Modules are important to understand, but I find most documentations often leave you scratching your head on that matter.
Coming from Python or Javascript?
Roughly, mod.rs is kind of like __init__.py in python or index.js in javascript.
But only kind of. This is a bit more complicated in Rust.
Rust is different
Folders are not immediately ready to use as modules in Rust.
You have to add a file named mod.rs in a folder to expose a new module named like that folder.
The code in mod.rs is the content of that module.
All other files in the folder may in turn be exposed as submodules (more on that below).
Wait, there is another way
You may also use a file at the same level as a folder and named after that folder (<folder_name>.rs).
This is the preferred way since rustc 1.30. (Credits to MarkusToman in the comments)
From the Rust reference:
Note: Previous to rustc 1.30, using mod.rs files was the way to load
a module with nested children. It is encouraged to use the new
naming convention as it is more consistent, and avoids having many
files named mod.rs within a project.
Complete example
src
utils
bar.rs
foo.rs
main.rs
At this point, the compiler doesn't know about src/utils/foo.rs and src/utils/bar.rs.
First, you must expose src/utils/. As seen above, you have 2 options:
add the file: src/utils/mod.rs
add the file src/utils.rs (named exactly like the folder, without the extension)
Now, relative to the src folder (aka the crate level), a module named utils is available.
Second, you must expose the files src/utils/foo.rs and src/utils/bar.rs.
To do that, the utils module must declare 2 new submodules named after these files.
So the content of src/utils/mod.rs (or src/utils.rs) should be:
pub mod bar;
pub mod foo;
Now whatever is public in those 2 files is available in other modules! 🎉
And you may write the following in src/main.rs:
mod utils;
use utils::{foo, bar};
Resulting file structure
Option 1 • mod.rs (the old way):
src
utils
bar.rs
foo.rs
mod.rs
main.rs
Option 2 • <folder_name>.rs (the preferred way):
src
utils
bar.rs
foo.rs
utils.rs
main.rs
More advanced details on how modules work
This remains a surface explanation, your next destination is the official documentation 🧑🎓
There is a third way to declare modules (core language):
mod utils {
// module code goes here. That's right, inside of the file.
}
But it is also possible to just write mod utils;.
In that case, as seen above, Rust knows to search for either of src/utils.rs or src/utils/mod.rs.
See, when you try to use a module in a file (in src/main.rs for example),
you may reference it in the following ways:
from inside: src/main.rs
mod module { ... }
from nested modules inside: src/main.rs
mod module { pub mod sub_module { ... } }
from sybling files: src/*.rs
from mod.rs files in sybling folders: src/*/mod.rs
(and infinite reccursive combinations of the above)

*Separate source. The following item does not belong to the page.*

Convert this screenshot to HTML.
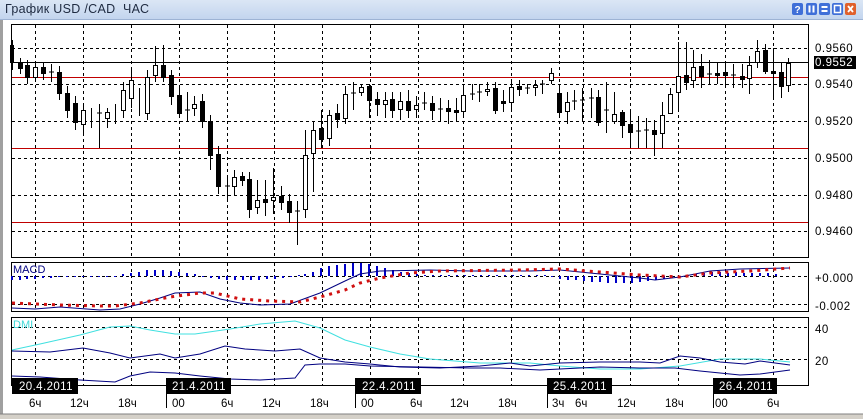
<!DOCTYPE html>
<html><head><meta charset="utf-8"><style>
html,body{margin:0;padding:0;width:863px;height:419px;overflow:hidden;background:#fff;font-family:"Liberation Sans",sans-serif}
#t{position:absolute;left:0;top:0;width:863px;height:19px;background:linear-gradient(#dbe6f5,#c3d5ee);border-bottom:1px solid #9db3d4}
#t span{position:absolute;left:5px;top:2px;font-size:12.5px;color:#1e2a40;letter-spacing:.3px}
svg{position:absolute;left:0;top:0}
</style></head><body>
<div id="t"><span>График USD /CAD&nbsp; ЧАС</span></div>
<svg width="863" height="419" viewBox="0 0 863 419" font-family="Liberation Sans, sans-serif">
<rect x="0" y="20" width="3" height="399" fill="#a0a0a0"/>
<rect x="0" y="414" width="863" height="5" fill="#d4d0c8"/>
<line x1="0" y1="414" x2="863" y2="414" stroke="#808080"/>
<g>
<rect x="792" y="3" width="11" height="12" rx="2" fill="#3f6fd8"/><text x="794.5" y="13" font-size="10" font-weight="bold" fill="#fff">?</text>
<rect x="806" y="3" width="11" height="12" rx="2" fill="#3f6fd8"/><rect x="808.5" y="5.5" width="2" height="7" fill="#fff"/><rect x="812.5" y="5.5" width="2" height="7" fill="#fff"/>
<rect x="819" y="3" width="11" height="12" rx="2" fill="#3f6fd8"/><rect x="821.5" y="6" width="6" height="2" fill="#fff"/><rect x="821.5" y="10" width="6" height="2" fill="#fff"/>
<rect x="832" y="3" width="11" height="12" rx="2" fill="#3f6fd8"/><rect x="834.5" y="5.5" width="6" height="7" fill="none" stroke="#fff" stroke-width="1.5"/>
<rect x="845" y="3" width="11" height="12" rx="2" fill="#e0602c"/><path d="M848 6l5 6M853 6l-5 6" stroke="#fff" stroke-width="1.8"/>
</g>
<g fill="none" stroke="#000">
<rect x="11.5" y="24.5" width="797" height="233"/>
<rect x="11.5" y="262.5" width="797" height="49"/>
<rect x="11.5" y="317.5" width="797" height="68"/>
</g>
<g stroke="#000" stroke-dasharray="3,3" stroke-width="1">
<path d="M35.5 25V257M83.5 25V257M131.5 25V257M179.5 25V257M227.5 25V257M274.5 25V257M322.5 25V257M370.5 25V257M418.5 25V257M463.5 25V257M511.5 25V257M559.5 25V257M583.5 25V257M630.5 25V257M678.5 25V257M725.5 25V257M773.5 25V257"/>
<path d="M35.5 263V311M83.5 263V311M131.5 263V311M179.5 263V311M227.5 263V311M274.5 263V311M322.5 263V311M370.5 263V311M418.5 263V311M463.5 263V311M511.5 263V311M559.5 263V311M583.5 263V311M630.5 263V311M678.5 263V311M725.5 263V311M773.5 263V311"/>
<path d="M35.5 318V385M83.5 318V385M131.5 318V385M179.5 318V385M227.5 318V385M274.5 318V385M322.5 318V385M370.5 318V385M418.5 318V385M463.5 318V385M511.5 318V385M559.5 318V385M583.5 318V385M630.5 318V385M678.5 318V385M725.5 318V385M773.5 318V385"/>
<path d="M12 48.5H808M12 84.5H808M12 121.5H808M12 158.5H808M12 195.5H808M12 231.5H808M12 276.5H808M12 304.5H808M12 327.5H808M12 359.5H808"/>
</g>
<path d="M12 62.5H808" stroke="#000"/>
<g stroke="#c00000"><path d="M12 77.5H808M12 148.5H808M12 222.5H808"/></g>
<g stroke="#000" stroke-width="1">
<path d="M12.5 40V70M20.5 58V74M27.5 60V84M35.5 64V82M43.5 62V80M51.5 64V82M59.5 66V100M67.5 86V118M75.5 96V130M83.5 106V136M91.5 108V128M99.5 104V148M107.5 108V128M115.5 104V124M123.5 82V118M131.5 70V108M139.5 88V116M147.5 70V120M155.5 46V82M163.5 45V82M171.5 70V105M179.5 88V118M187.5 92V122M194.5 96V116M202.5 94V128M210.5 115V170M218.5 146V194M227.5 176V202M234.5 170V196M242.5 172V186M249.5 172V218M257.5 180V214M265.5 180V216M273.5 168V214M281.5 186V210M289.5 194V223M297.5 201V245M305.5 130V218M313.5 122V192M321.5 110V148M329.5 110V146M337.5 104V128M345.5 86V124M353.5 82V110M361.5 84V96M369.5 84V118M377.5 92V116M385.5 92V118M392.5 92V118M400.5 92V120M408.5 90V118M416.5 96V118M424.5 92V110M432.5 96V120M440.5 98V122M448.5 100V124M456.5 98V122M463.5 84V118M472.5 84V100M479.5 84V102M487.5 82V96M495.5 82V114M503.5 90V112M511.5 80V112M519.5 80V96M527.5 84V94M535.5 80V96M542.5 80V94M551.5 68V84M559.5 84V118M567.5 92V124M574.5 90V110M582.5 88V122M591.5 88V118M598.5 90V126M606.5 82V133M614.5 92V124M622.5 110V138M630.5 110V148M638.5 116V148M646.5 118V148M654.5 120V156M662.5 102V148M670.5 88V114M678.5 42V112M686.5 42V90M693.5 50V88M701.5 54V88M709.5 60V84M717.5 62V84M725.5 62V86M733.5 64V88M742.5 64V88M749.5 56V94M757.5 40V68M765.5 44V74M773.5 48V98M781.5 62V98M788.5 58V92"/>
</g>
<g stroke="#000" stroke-width="1">
<g fill="#000">
<rect x="10.5" y="45.5" width="3" height="17"/><rect x="18.5" y="62.5" width="4" height="6"/><rect x="25.5" y="65.5" width="4" height="12"/><rect x="41.5" y="67.5" width="4" height="6"/><rect x="57.5" y="72.5" width="4" height="21"/><rect x="65.5" y="93.5" width="4" height="17"/><rect x="73.5" y="103.5" width="4" height="19"/><rect x="161.5" y="65.5" width="4" height="12"/><rect x="169.5" y="75.5" width="4" height="21"/><rect x="177.5" y="95.5" width="4" height="18"/><rect x="200.5" y="101.5" width="4" height="20"/><rect x="208.5" y="121.5" width="4" height="34"/><rect x="216.5" y="154.5" width="4" height="32"/><rect x="240.5" y="176.5" width="4" height="4"/><rect x="247.5" y="179.5" width="4" height="30"/><rect x="263.5" y="199.5" width="4" height="3"/><rect x="279.5" y="196.5" width="4" height="6"/><rect x="287.5" y="201.5" width="4" height="11"/><rect x="319.5" y="128.5" width="4" height="11"/><rect x="335.5" y="113.5" width="4" height="6"/><rect x="367.5" y="86.5" width="4" height="14"/><rect x="375.5" y="99.5" width="4" height="5"/><rect x="390.5" y="99.5" width="4" height="11"/><rect x="406.5" y="101.5" width="4" height="9"/><rect x="430.5" y="103.5" width="4" height="7"/><rect x="446.5" y="108.5" width="4" height="3"/><rect x="454.5" y="110.5" width="4" height="2"/><rect x="493.5" y="88.5" width="4" height="22"/><rect x="501.5" y="101.5" width="4" height="2"/><rect x="517.5" y="86.5" width="4" height="3"/><rect x="557.5" y="93.5" width="4" height="19"/><rect x="596.5" y="97.5" width="4" height="25"/><rect x="620.5" y="112.5" width="4" height="13"/><rect x="628.5" y="124.5" width="4" height="8"/><rect x="652.5" y="130.5" width="4" height="4"/><rect x="684.5" y="75.5" width="4" height="7"/><rect x="699.5" y="66.5" width="4" height="10"/><rect x="715.5" y="73.5" width="4" height="2"/><rect x="723.5" y="72.5" width="4" height="3"/><rect x="740.5" y="76.5" width="4" height="3"/><rect x="763.5" y="50.5" width="4" height="21"/><rect x="771.5" y="71.5" width="4" height="2"/><rect x="779.5" y="72.5" width="4" height="14"/>
</g>
<g fill="#fff">
<rect x="33.5" y="67.5" width="4" height="10"/><rect x="81.5" y="110.5" width="4" height="14"/><rect x="105.5" y="112.5" width="4" height="6"/><rect x="121.5" y="90.5" width="4" height="20"/><rect x="129.5" y="80.5" width="4" height="18"/><rect x="145.5" y="77.5" width="4" height="36"/><rect x="153.5" y="65.5" width="4" height="10"/><rect x="192.5" y="104.5" width="4" height="4"/><rect x="232.5" y="177.5" width="4" height="9"/><rect x="255.5" y="200.5" width="4" height="7"/><rect x="271.5" y="197.5" width="4" height="3"/><rect x="303.5" y="155.5" width="4" height="54"/><rect x="311.5" y="130.5" width="4" height="23"/><rect x="327.5" y="115.5" width="4" height="23"/><rect x="343.5" y="94.5" width="4" height="24"/><rect x="359.5" y="87.5" width="4" height="5"/><rect x="383.5" y="100.5" width="4" height="4"/><rect x="398.5" y="101.5" width="4" height="8"/><rect x="414.5" y="105.5" width="4" height="4"/><rect x="461.5" y="95.5" width="4" height="16"/><rect x="485.5" y="89.5" width="4" height="2"/><rect x="509.5" y="87.5" width="4" height="15"/><rect x="533.5" y="85.5" width="4" height="2"/><rect x="549.5" y="73.5" width="4" height="7"/><rect x="565.5" y="102.5" width="4" height="9"/><rect x="612.5" y="114.5" width="4" height="7"/><rect x="660.5" y="115.5" width="4" height="18"/><rect x="668.5" y="94.5" width="4" height="19"/><rect x="676.5" y="76.5" width="4" height="16"/><rect x="691.5" y="67.5" width="4" height="13"/><rect x="747.5" y="65.5" width="4" height="13"/><rect x="755.5" y="51.5" width="4" height="11"/><rect x="786.5" y="63.5" width="4" height="22"/>
</g>
<path d="M49 72H54M97 113H102M185 110H190M225 186H230M295 211H300M351 93H356M422 103H427M438 109H443M470 94H475M477 92H482M525 88H530M540 84H545M572 101H577M580 100H585M589 98H594M604 110H609M636 131H641M644 130H649M707 74H712M731 75H736"/>
</g>
<g font-size="11.5" fill="#000" letter-spacing=".5">
<text x="815" y="52">0.9560</text><text x="815" y="88">0.9540</text><text x="815" y="125">0.9520</text><text x="815" y="162">0.9500</text><text x="815" y="199">0.9480</text><text x="815" y="235">0.9460</text>
<text x="815" y="282">+0.000</text><text x="815" y="310">-0.002</text><text x="815" y="333">40</text><text x="815" y="365">20</text>
</g>
<rect x="814" y="56" width="42" height="13" fill="#000"/><text x="815" y="66" font-size="11.5" fill="#fff" letter-spacing=".5">0.9552</text>
<g stroke="#0000c8" stroke-width="2">
<path d="M12 276V280M20 276V280M27 276V279M35 276V279M43 276V278M51 276V278M59 276V277M67 276V277M75 276V277M83 276V277M91 276V277M99 276V277M107 276V277M115 276V277M123 276V274M131 276V273M139 276V272M147 276V270M155 276V270M163 276V270M171 276V271M179 276V272M187 276V273M195 276V274M203 276V277M211 276V278M219 276V279M227 276V280M235 276V280M243 276V280M251 276V280M259 276V280M267 276V279M275 276V279M283 276V278M291 276V277M299 276V275M305 276V274M313 276V272M321 276V268M329 276V266M337 276V265M345 276V264M353 276V263M361 276V263M369 276V264M377 276V266M385 276V268M393 276V270M401 276V272M409 276V273M417 276V274M425 276V275M433 276V275M441 276V275M449 276V275M457 276V275M465 276V275M473 276V275M481 276V275M489 276V275M497 276V275M505 276V275M513 276V275M521 276V275M529 276V275M537 276V275M545 276V275M552 276V277M560 276V279M568 276V280M576 276V280M584 276V281M592 276V282M600 276V282M608 276V283M616 276V283M624 276V283M632 276V283M640 276V282M648 276V281M656 276V280M664 276V279M672 276V278M680 276V277M688 276V275M696 276V274M704 276V273M712 276V272M720 276V272M728 276V273M736 276V272M744 276V273M752 276V273M760 276V273M768 276V273M776 276V274"/>
</g>
<polyline fill="none" stroke="#000080" stroke-width="1" points="12,308 35,309 60,307 100,310 120,309 140,304 160,298 175,293 200,292 220,299 240,303 260,305 290,304 320,293 345,281 360,274 380,271 430,270 470,271 530,271 560,270 600,274 640,278 655,280 680,277 710,271 740,269 790,268"/>
<polyline fill="none" stroke="#d01010" stroke-width="3" stroke-dasharray="3,5" points="12,303 60,305 100,306 115,306 140,303 170,297 200,293 215,293 240,299 270,301 300,302 320,297 345,290 360,283 380,278 410,273 440,271 520,270 560,269 600,272 640,275 680,277 710,273 750,271 790,268"/>
<text x="13" y="273" font-size="11" fill="#000080">MACD</text>
<polyline fill="none" stroke="#40e0e0" stroke-width="1" points="12,350 40,344 80,335 110,327 130,326 150,330 175,334 195,334 230,329 260,324 295,321 320,328 345,340 370,347 400,354 430,359 480,363 530,363 560,366 600,369 640,369 680,366 720,359 760,359 790,362"/>
<polyline fill="none" stroke="#000080" stroke-width="1" points="12,351 50,352 83,348 110,353 130,358 160,354 175,358 200,354 225,346 245,349 275,351 300,349 320,358 345,362 370,364 400,367 440,368 480,366 510,363 530,366 560,363 600,362 640,362 660,363 680,356 700,358 720,362 745,364 760,361 790,365"/>
<polyline fill="none" stroke="#000080" stroke-width="1" points="12,376 40,377 80,380 115,382 130,376 150,372 175,373 200,376 230,379 260,380 295,378 305,365 320,364 345,364 370,366 420,367 470,368 500,368 540,370 600,367 640,368 675,368 700,371 740,375 760,374 790,370"/>
<text x="13" y="328" font-size="11" fill="#40d8d8">DMI</text>
<g stroke="#000"><path d="M166.5 378V408M355.5 378V408M547.5 378V408M713.5 378V408"/></g>
<g fill="#000"><rect x="12" y="378" width="66" height="16"/><rect x="166" y="378" width="65" height="16"/><rect x="355" y="378" width="66" height="16"/><rect x="547" y="378" width="65" height="16"/><rect x="713" y="378" width="64" height="16"/></g>
<g font-size="11.5" fill="#fff" letter-spacing=".4">
<text x="19" y="390">20.4.2011</text><text x="172" y="390">21.4.2011</text><text x="362" y="390">22.4.2011</text><text x="553" y="390">25.4.2011</text><text x="719" y="390">26.4.2011</text>
</g>
<g font-size="11.5" fill="#000">
<text x="29" y="407">6ч</text><text x="70" y="407">12ч</text><text x="118" y="407">18ч</text><text x="172" y="407">00</text><text x="221" y="407">6ч</text><text x="262" y="407">12ч</text><text x="310" y="407">18ч</text><text x="361" y="407">00</text><text x="410" y="407">6ч</text><text x="450" y="407">12ч</text><text x="498" y="407">18ч</text><text x="552" y="407">3ч</text><text x="575" y="407">6ч</text><text x="617" y="407">12ч</text><text x="665" y="407">18ч</text><text x="715" y="407">00</text><text x="767" y="407">6ч</text>
</g>
</svg>
</body></html>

A file or a folder containing mod.rs does not become a module.
Rather, the Rust language lets you organize modules (a language feature) with a file hierarchy.
What makes it really interesting is that you are free to mix all approaches together.
For example, you may think you can't directly reference src/utils/foo.rs from main.rs.
But you can:
// src/main.rs
mod utils {
pub mod foo;
}
Important notes:
modules declared in files will always take precedence (because you in fact never need to search the file hierarchy)
you can't use the other 2 approaches to reference the same module
For example, having both src/utils.rs and src/utils/mod.rs will raise the following error at compile time:
error[E0761]: file for module `utils` found at both "src/utils.rs" and "src/utils/mod.rs"
--> src/main.rs:1:1
|
1 | mod utils;
| ^^^^^^^^^^
|
= help: delete or rename one of them to remove the ambiguity
Let's wrap up. Modules are exposed to the compiler:
from top to bottom
by reference only
(That's why you don't have intellisense until your modules are "imported")
starting from an entry point
(which is src/main.rs or src/lib.rs by default.
But it may be anything that you configure in Cargo.toml.
This has little to do with this question however)
With our previous example we get in order:
src/main.rs -> crate
Because the crate module contains mod utils; we next get:
src/utils.rs OR src/utils/mod.rs -> crate::utils
Because the utils module contains mod foo; we next get:
src/utils/foo.rs -> crate::utils::foo
Each rs file, except lib.rs and main.rs, which always match the crate module, gets its own module.
There is only one way to declare a module:
/* pub */ mod sub_module1;
A module cannot be declare outside the root/crate module tree (i.e., going up the module tree, a submodule must always have a parent that is declared directly in lib.rs or main.rs, so the first program submodule must always be declared there — a tree data structure if it isn't already obvious enough).
There are 2 ways to nest a module inside the module where it is declared:
in <module_where_it_is_declared>/<module_name.rs>
in <module_where_it_is_declared>/module_name/mod.rs
If module_where_it_is_declared is the crate module, then this corresponding subfolder is not needed (disappears from the scheme above).
Here is an example, valid for both lib and binary crates:
src
|---lib.rs ( contains: pub mod b2; )
|---b2.rs ( contains: pub mod bb2; )
|---b2
| |---bb2.rs
. .
Alternatively:
src
|---lib.rs ( contains: pub mod b2; )
|---b2
| |---mod.rs ( contains: pub mod bb2; )
| |---bb2.rs
. .
You can see that you can mix and match (b2 uses mod.rs way, bb2 uses the "file"-way).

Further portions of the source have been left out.